**The problem**:
Your task is to repeat the lines below exactly, excluding any pictures they contain.
——
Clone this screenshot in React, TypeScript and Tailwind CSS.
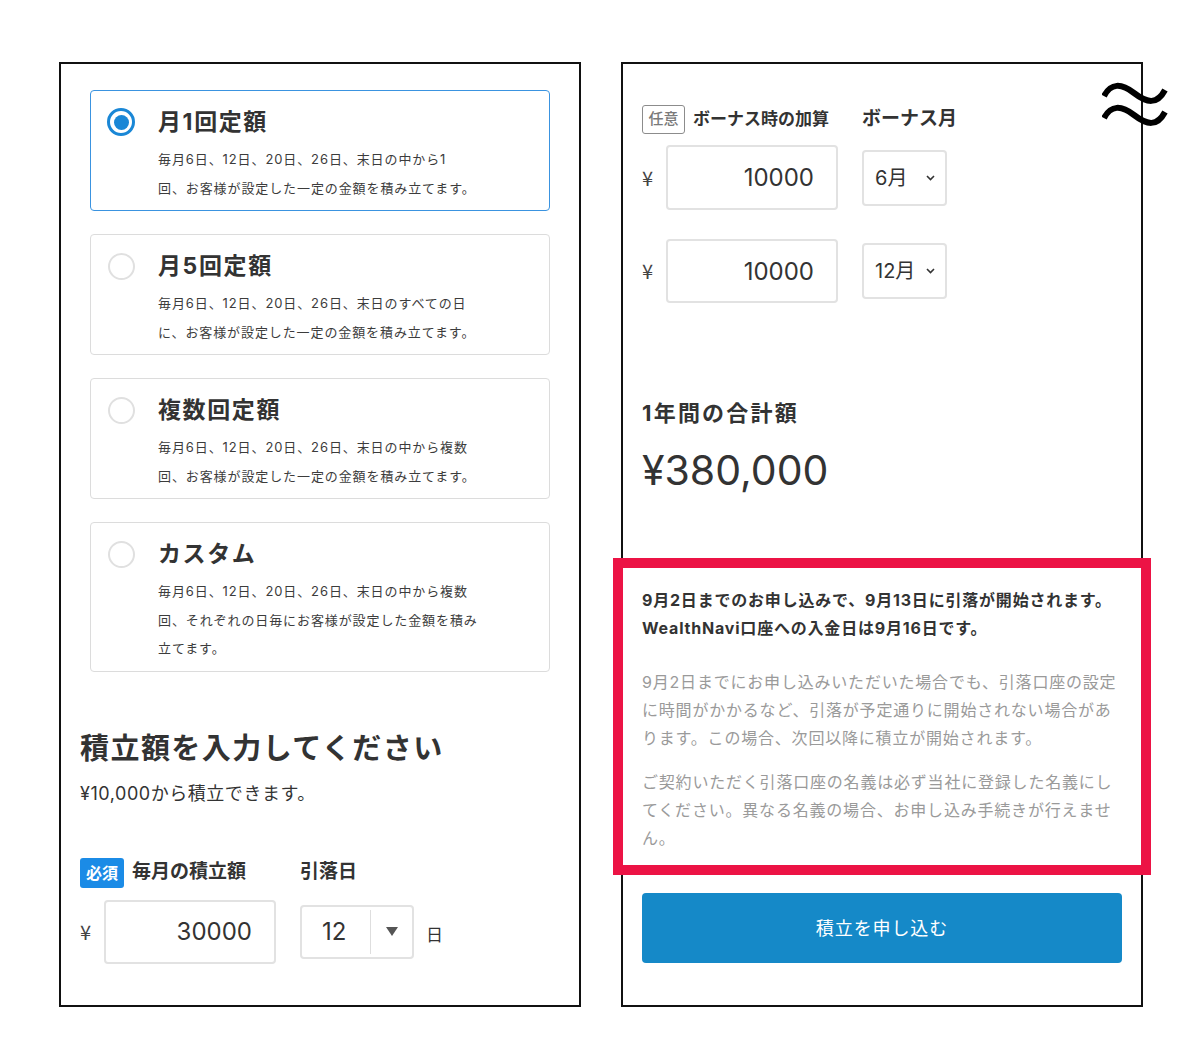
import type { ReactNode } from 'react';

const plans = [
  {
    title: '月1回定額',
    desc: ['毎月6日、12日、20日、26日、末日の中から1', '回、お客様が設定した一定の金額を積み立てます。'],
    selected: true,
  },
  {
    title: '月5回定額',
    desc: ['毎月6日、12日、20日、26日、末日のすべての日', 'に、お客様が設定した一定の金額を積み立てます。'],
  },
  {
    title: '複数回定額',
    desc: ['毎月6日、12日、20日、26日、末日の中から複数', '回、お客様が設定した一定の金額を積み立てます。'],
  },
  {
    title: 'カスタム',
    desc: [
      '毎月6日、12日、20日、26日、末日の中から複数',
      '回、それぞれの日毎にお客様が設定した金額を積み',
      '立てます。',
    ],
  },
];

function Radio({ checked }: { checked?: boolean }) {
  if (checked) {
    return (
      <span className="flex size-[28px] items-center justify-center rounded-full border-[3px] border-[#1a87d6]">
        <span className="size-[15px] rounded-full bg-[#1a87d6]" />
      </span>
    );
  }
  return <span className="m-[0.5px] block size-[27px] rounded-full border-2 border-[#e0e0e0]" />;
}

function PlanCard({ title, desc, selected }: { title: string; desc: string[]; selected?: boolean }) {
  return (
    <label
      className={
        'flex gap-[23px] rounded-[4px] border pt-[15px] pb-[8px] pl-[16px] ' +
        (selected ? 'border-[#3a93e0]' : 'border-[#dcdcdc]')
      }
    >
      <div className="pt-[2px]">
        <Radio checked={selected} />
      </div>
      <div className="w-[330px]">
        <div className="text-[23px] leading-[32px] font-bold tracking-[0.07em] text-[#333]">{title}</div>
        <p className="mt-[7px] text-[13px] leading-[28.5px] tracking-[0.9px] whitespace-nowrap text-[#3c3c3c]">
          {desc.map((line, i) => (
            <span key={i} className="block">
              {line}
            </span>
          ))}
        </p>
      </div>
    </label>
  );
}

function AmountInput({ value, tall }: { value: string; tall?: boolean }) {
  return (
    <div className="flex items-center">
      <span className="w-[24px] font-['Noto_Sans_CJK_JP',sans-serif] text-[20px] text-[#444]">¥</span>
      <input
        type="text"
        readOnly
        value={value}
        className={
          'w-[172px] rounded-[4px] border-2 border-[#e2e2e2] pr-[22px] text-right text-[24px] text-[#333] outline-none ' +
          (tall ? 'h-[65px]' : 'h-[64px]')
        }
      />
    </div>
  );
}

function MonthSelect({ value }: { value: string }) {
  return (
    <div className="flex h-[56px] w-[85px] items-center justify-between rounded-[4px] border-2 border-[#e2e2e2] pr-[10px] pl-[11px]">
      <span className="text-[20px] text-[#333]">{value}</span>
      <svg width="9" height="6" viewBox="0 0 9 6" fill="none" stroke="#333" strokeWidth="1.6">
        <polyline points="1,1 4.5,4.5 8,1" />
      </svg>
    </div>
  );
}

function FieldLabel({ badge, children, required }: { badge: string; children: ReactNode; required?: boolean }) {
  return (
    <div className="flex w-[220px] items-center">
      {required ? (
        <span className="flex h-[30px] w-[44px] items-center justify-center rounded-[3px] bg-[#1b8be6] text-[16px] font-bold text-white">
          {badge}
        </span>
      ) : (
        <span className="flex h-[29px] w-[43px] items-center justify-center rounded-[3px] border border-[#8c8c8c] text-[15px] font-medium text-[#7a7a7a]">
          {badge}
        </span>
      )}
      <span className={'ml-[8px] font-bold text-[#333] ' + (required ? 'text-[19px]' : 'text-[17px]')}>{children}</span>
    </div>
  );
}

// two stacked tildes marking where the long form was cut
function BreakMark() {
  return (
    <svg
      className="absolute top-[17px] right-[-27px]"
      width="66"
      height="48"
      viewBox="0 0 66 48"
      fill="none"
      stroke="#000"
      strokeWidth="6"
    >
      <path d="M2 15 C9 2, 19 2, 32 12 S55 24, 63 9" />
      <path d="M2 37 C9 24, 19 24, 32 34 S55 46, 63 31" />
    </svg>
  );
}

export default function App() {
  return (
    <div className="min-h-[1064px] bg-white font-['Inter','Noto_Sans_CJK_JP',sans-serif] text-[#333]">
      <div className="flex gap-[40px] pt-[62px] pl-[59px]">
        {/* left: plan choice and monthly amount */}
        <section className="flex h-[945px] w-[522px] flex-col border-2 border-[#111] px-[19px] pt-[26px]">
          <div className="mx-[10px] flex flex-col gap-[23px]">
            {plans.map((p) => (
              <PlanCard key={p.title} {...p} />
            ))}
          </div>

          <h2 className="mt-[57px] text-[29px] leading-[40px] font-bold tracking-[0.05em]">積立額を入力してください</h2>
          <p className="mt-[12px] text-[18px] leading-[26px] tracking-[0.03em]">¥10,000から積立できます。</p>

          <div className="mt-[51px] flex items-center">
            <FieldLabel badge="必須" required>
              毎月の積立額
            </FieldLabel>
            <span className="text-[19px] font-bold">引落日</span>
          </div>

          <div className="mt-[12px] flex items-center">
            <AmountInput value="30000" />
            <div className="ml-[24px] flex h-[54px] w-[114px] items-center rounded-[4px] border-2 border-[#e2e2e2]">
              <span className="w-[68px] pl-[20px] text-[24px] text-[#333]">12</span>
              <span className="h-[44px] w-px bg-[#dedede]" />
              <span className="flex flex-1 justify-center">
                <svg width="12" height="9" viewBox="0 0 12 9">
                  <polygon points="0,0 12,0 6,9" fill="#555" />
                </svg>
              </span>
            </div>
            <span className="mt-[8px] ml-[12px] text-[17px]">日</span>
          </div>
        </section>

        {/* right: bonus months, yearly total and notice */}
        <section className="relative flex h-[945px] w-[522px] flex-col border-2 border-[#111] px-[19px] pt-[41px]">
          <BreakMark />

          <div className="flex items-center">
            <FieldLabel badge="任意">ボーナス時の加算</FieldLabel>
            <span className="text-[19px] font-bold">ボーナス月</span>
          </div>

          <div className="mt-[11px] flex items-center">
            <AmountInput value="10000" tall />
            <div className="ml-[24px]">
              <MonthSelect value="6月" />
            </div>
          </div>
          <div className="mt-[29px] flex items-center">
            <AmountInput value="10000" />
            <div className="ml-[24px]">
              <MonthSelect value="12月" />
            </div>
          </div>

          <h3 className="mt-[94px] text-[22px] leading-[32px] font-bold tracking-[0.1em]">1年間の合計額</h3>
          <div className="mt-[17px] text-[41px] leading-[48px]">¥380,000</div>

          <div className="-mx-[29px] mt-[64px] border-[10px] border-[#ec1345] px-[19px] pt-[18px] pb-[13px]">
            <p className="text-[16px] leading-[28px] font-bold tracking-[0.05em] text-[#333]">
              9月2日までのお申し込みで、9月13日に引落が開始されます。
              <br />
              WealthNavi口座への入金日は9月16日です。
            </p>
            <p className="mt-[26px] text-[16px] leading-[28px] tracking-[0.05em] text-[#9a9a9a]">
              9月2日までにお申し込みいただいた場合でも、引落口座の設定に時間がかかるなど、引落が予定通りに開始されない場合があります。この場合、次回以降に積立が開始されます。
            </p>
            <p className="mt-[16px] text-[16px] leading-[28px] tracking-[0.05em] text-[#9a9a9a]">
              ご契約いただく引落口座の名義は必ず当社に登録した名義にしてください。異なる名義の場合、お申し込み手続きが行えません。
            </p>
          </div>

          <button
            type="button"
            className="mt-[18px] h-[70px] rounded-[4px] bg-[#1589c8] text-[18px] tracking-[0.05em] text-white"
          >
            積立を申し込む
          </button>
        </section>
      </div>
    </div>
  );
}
——
**Task output**:
Clone this screenshot in React, TypeScript and Tailwind CSS.
import type { ReactNode } from 'react';

const plans = [
  {
    title: '月1回定額',
    desc: ['毎月6日、12日、20日、26日、末日の中から1', '回、お客様が設定した一定の金額を積み立てます。'],
    selected: true,
  },
  {
    title: '月5回定額',
    desc: ['毎月6日、12日、20日、26日、末日のすべての日', 'に、お客様が設定した一定の金額を積み立てます。'],
  },
  {
    title: '複数回定額',
    desc: ['毎月6日、12日、20日、26日、末日の中から複数', '回、お客様が設定した一定の金額を積み立てます。'],
  },
  {
    title: 'カスタム',
    desc: [
      '毎月6日、12日、20日、26日、末日の中から複数',
      '回、それぞれの日毎にお客様が設定した金額を積み',
      '立てます。',
    ],
  },
];

function Radio({ checked }: { checked?: boolean }) {
  if (checked) {
    return (
      <span className="flex size-[28px] items-center justify-center rounded-full border-[3px] border-[#1a87d6]">
        <span className="size-[15px] rounded-full bg-[#1a87d6]" />
      </span>
    );
  }
  return <span className="m-[0.5px] block size-[27px] rounded-full border-2 border-[#e0e0e0]" />;
}

function PlanCard({ title, desc, selected }: { title: string; desc: string[]; selected?: boolean }) {
  return (
    <label
      className={
        'flex gap-[23px] rounded-[4px] border pt-[15px] pb-[8px] pl-[16px] ' +
        (selected ? 'border-[#3a93e0]' : 'border-[#dcdcdc]')
      }
    >
      <div className="pt-[2px]">
        <Radio checked={selected} />
      </div>
      <div className="w-[330px]">
        <div className="text-[23px] leading-[32px] font-bold tracking-[0.07em] text-[#333]">{title}</div>
        <p className="mt-[7px] text-[13px] leading-[28.5px] tracking-[0.9px] whitespace-nowrap text-[#3c3c3c]">
          {desc.map((line, i) => (
            <span key={i} className="block">
              {line}
            </span>
          ))}
        </p>
      </div>
    </label>
  );
}

function AmountInput({ value, tall }: { value: string; tall?: boolean }) {
  return (
    <div className="flex items-center">
      <span className="w-[24px] font-['Noto_Sans_CJK_JP',sans-serif] text-[20px] text-[#444]">¥</span>
      <input
        type="text"
        readOnly
        value={value}
        className={
          'w-[172px] rounded-[4px] border-2 border-[#e2e2e2] pr-[22px] text-right text-[24px] text-[#333] outline-none ' +
          (tall ? 'h-[65px]' : 'h-[64px]')
        }
      />
    </div>
  );
}

function MonthSelect({ value }: { value: string }) {
  return (
    <div className="flex h-[56px] w-[85px] items-center justify-between rounded-[4px] border-2 border-[#e2e2e2] pr-[10px] pl-[11px]">
      <span className="text-[20px] text-[#333]">{value}</span>
      <svg width="9" height="6" viewBox="0 0 9 6" fill="none" stroke="#333" strokeWidth="1.6">
        <polyline points="1,1 4.5,4.5 8,1" />
      </svg>
    </div>
  );
}

function FieldLabel({ badge, children, required }: { badge: string; children: ReactNode; required?: boolean }) {
  return (
    <div className="flex w-[220px] items-center">
      {required ? (
        <span className="flex h-[30px] w-[44px] items-center justify-center rounded-[3px] bg-[#1b8be6] text-[16px] font-bold text-white">
          {badge}
        </span>
      ) : (
        <span className="flex h-[29px] w-[43px] items-center justify-center rounded-[3px] border border-[#8c8c8c] text-[15px] font-medium text-[#7a7a7a]">
          {badge}
        </span>
      )}
      <span className={'ml-[8px] font-bold text-[#333] ' + (required ? 'text-[19px]' : 'text-[17px]')}>{children}</span>
    </div>
  );
}

// two stacked tildes marking where the long form was cut
function BreakMark() {
  return (
    <svg
      className="absolute top-[17px] right-[-27px]"
      width="66"
      height="48"
      viewBox="0 0 66 48"
      fill="none"
      stroke="#000"
      strokeWidth="6"
    >
      <path d="M2 15 C9 2, 19 2, 32 12 S55 24, 63 9" />
      <path d="M2 37 C9 24, 19 24, 32 34 S55 46, 63 31" />
    </svg>
  );
}

export default function App() {
  return (
    <div className="min-h-[1064px] bg-white font-['Inter','Noto_Sans_CJK_JP',sans-serif] text-[#333]">
      <div className="flex gap-[40px] pt-[62px] pl-[59px]">
        {/* left: plan choice and monthly amount */}
        <section className="flex h-[945px] w-[522px] flex-col border-2 border-[#111] px-[19px] pt-[26px]">
          <div className="mx-[10px] flex flex-col gap-[23px]">
            {plans.map((p) => (
              <PlanCard key={p.title} {...p} />
            ))}
          </div>

          <h2 className="mt-[57px] text-[29px] leading-[40px] font-bold tracking-[0.05em]">積立額を入力してください</h2>
          <p className="mt-[12px] text-[18px] leading-[26px] tracking-[0.03em]">¥10,000から積立できます。</p>

          <div className="mt-[51px] flex items-center">
            <FieldLabel badge="必須" required>
              毎月の積立額
            </FieldLabel>
            <span className="text-[19px] font-bold">引落日</span>
          </div>

          <div className="mt-[12px] flex items-center">
            <AmountInput value="30000" />
            <div className="ml-[24px] flex h-[54px] w-[114px] items-center rounded-[4px] border-2 border-[#e2e2e2]">
              <span className="w-[68px] pl-[20px] text-[24px] text-[#333]">12</span>
              <span className="h-[44px] w-px bg-[#dedede]" />
              <span className="flex flex-1 justify-center">
                <svg width="12" height="9" viewBox="0 0 12 9">
                  <polygon points="0,0 12,0 6,9" fill="#555" />
                </svg>
              </span>
            </div>
            <span className="mt-[8px] ml-[12px] text-[17px]">日</span>
          </div>
        </section>

        {/* right: bonus months, yearly total and notice */}
        <section className="relative flex h-[945px] w-[522px] flex-col border-2 border-[#111] px-[19px] pt-[41px]">
          <BreakMark />

          <div className="flex items-center">
            <FieldLabel badge="任意">ボーナス時の加算</FieldLabel>
            <span className="text-[19px] font-bold">ボーナス月</span>
          </div>

          <div className="mt-[11px] flex items-center">
            <AmountInput value="10000" tall />
            <div className="ml-[24px]">
              <MonthSelect value="6月" />
            </div>
          </div>
          <div className="mt-[29px] flex items-center">
            <AmountInput value="10000" />
            <div className="ml-[24px]">
              <MonthSelect value="12月" />
            </div>
          </div>

          <h3 className="mt-[94px] text-[22px] leading-[32px] font-bold tracking-[0.1em]">1年間の合計額</h3>
          <div className="mt-[17px] text-[41px] leading-[48px]">¥380,000</div>

          <div className="-mx-[29px] mt-[64px] border-[10px] border-[#ec1345] px-[19px] pt-[18px] pb-[13px]">
            <p className="text-[16px] leading-[28px] font-bold tracking-[0.05em] text-[#333]">
              9月2日までのお申し込みで、9月13日に引落が開始されます。
              <br />
              WealthNavi口座への入金日は9月16日です。
            </p>
            <p className="mt-[26px] text-[16px] leading-[28px] tracking-[0.05em] text-[#9a9a9a]">
              9月2日までにお申し込みいただいた場合でも、引落口座の設定に時間がかかるなど、引落が予定通りに開始されない場合があります。この場合、次回以降に積立が開始されます。
            </p>
            <p className="mt-[16px] text-[16px] leading-[28px] tracking-[0.05em] text-[#9a9a9a]">
              ご契約いただく引落口座の名義は必ず当社に登録した名義にしてください。異なる名義の場合、お申し込み手続きが行えません。
            </p>
          </div>

          <button
            type="button"
            className="mt-[18px] h-[70px] rounded-[4px] bg-[#1589c8] text-[18px] tracking-[0.05em] text-white"
          >
            積立を申し込む
          </button>
        </section>
      </div>
    </div>
  );
}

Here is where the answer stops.